O 124: Development of Novel Methods II

O 124.9: Talk

Friday, March 20, 2020, 12:30–12:45, WIL C107

Reliable electrostatic energies in MPE implicit solvation — •Jakob Filser, Konstantin Jakob, Markus Sinstein, Karsten Reuter, and Harald Oberhofer — Technical University of Munich

Implicit solvation models like the multipole expansion (MPE) model [1] are widely used in first-principles calculations to incorporate solvent effects without the necessity of sampling solvent degrees of freedom. MPE divides the free energy of solvation into the electrostatic interaction between the solute and a dielectric medium, and a remaining, ‘nonelectrostatic’ term, fitted to experimental reference data. The medium is defined to fill all space outside a ‘cavity’ around the solute.

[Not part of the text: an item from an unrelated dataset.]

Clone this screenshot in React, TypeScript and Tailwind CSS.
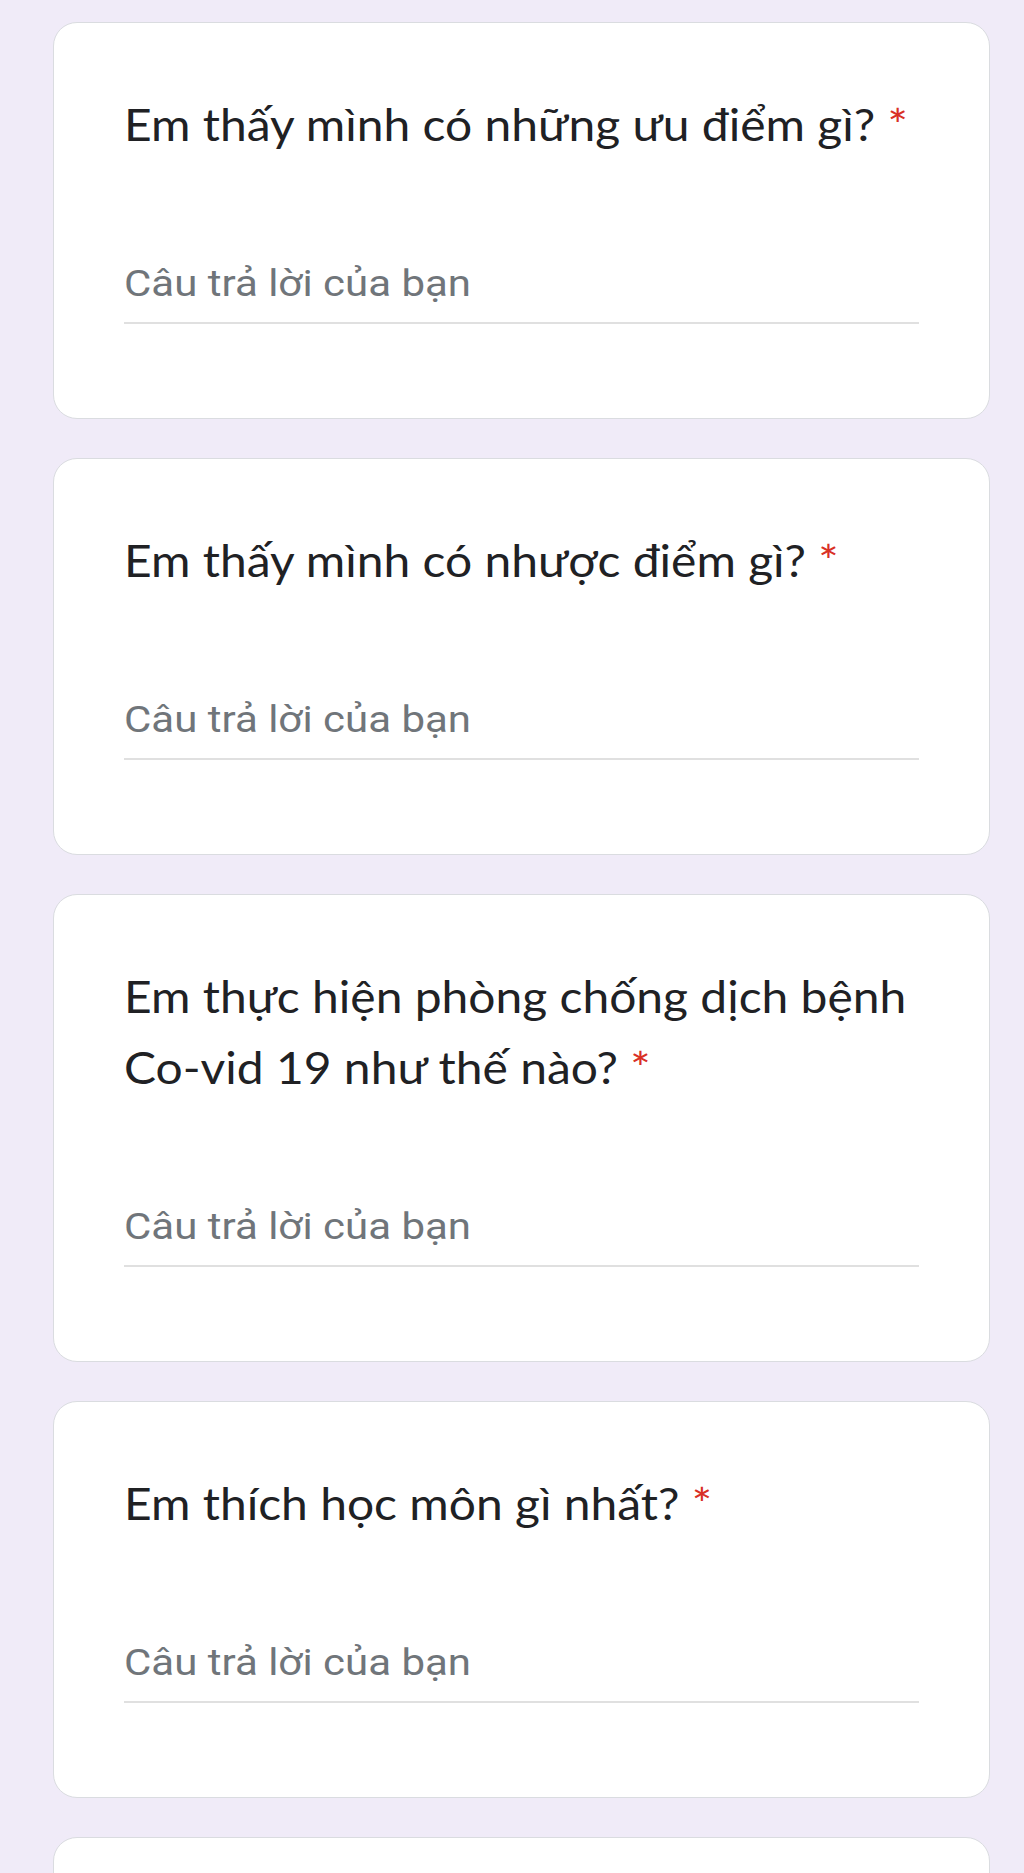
import React from "react";

function Question({ lines }: { lines: string[] }) {
  return (
    <div className="rounded-[24px] border border-[#dadce0] bg-white px-[70px] pt-[66px] pb-[94px]">
      <div
        className="text-[44px] leading-[71px] text-[#202124]"
        style={{ fontFamily: "Lato, 'Open Sans', sans-serif" }}
      >
        {lines.map((l, i) => (
          <div key={i} className="origin-left scale-x-[1.09] whitespace-nowrap">
            {l}
            {i === lines.length - 1 && <span className="text-[#d93025]"> *</span>}
          </div>
        ))}
      </div>
      <div className="mt-[102px] border-b-2 border-[#e0e0e0] pb-[16px]">
        <div
          className="origin-left scale-x-[1.135] whitespace-nowrap text-[37px] leading-[44px] text-[#70757a]"
          style={{ fontFamily: "Roboto, 'Noto Sans', sans-serif" }}
        >
          Câu trả lời của bạn
        </div>
      </div>
    </div>
  );
}

export default function App() {
  return (
    <div className="h-[1873px] w-[1024px] overflow-hidden bg-[#f0ebf8] pt-[22px] pl-[53px] pr-[34px]">
      <div className="flex flex-col gap-[39px]">
        <Question lines={["Em thấy mình có những ưu điểm gì?"]} />
        <Question lines={["Em thấy mình có nhược điểm gì?"]} />
        <Question lines={["Em thực hiện phòng chống dịch bệnh", "Co-vid 19 như thế nào?"]} />
        <Question lines={["Em thích học môn gì nhất?"]} />
        <div className="h-[300px] rounded-[24px] border border-[#dadce0] bg-white" />
      </div>
    </div>
  );
}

In the present work, we solve two shortcomings of the state-of-the-art treatment of electrostatic interactions in MPE: First, for larger and more complex solutes the multipole basis for the potential becomes insufficient to solve the electrostatic problem. Currently, this is partially compensated for in the nonelectrostatic energy contribution. However, an accurate solution which does not rely on such error cancellation is obviously more desirable. We achieve this by dividing space into approximately spherical domains inside each of which a multipole basis is sufficient to express arbitrary harmonic potentials.

Second, the shape of the cavity crucially influences the electrostatic interaction, but there is no unique and straightforward definition of the cavity. This can lead to a systematic error in the electrostatic interaction. As a remedy, we choose a cavity definition which – at least on average – neither over- nor underestimates this term.

[1] M. Sinstein et al., J. Chem. Theo. Comput. 13, 5582, 2018.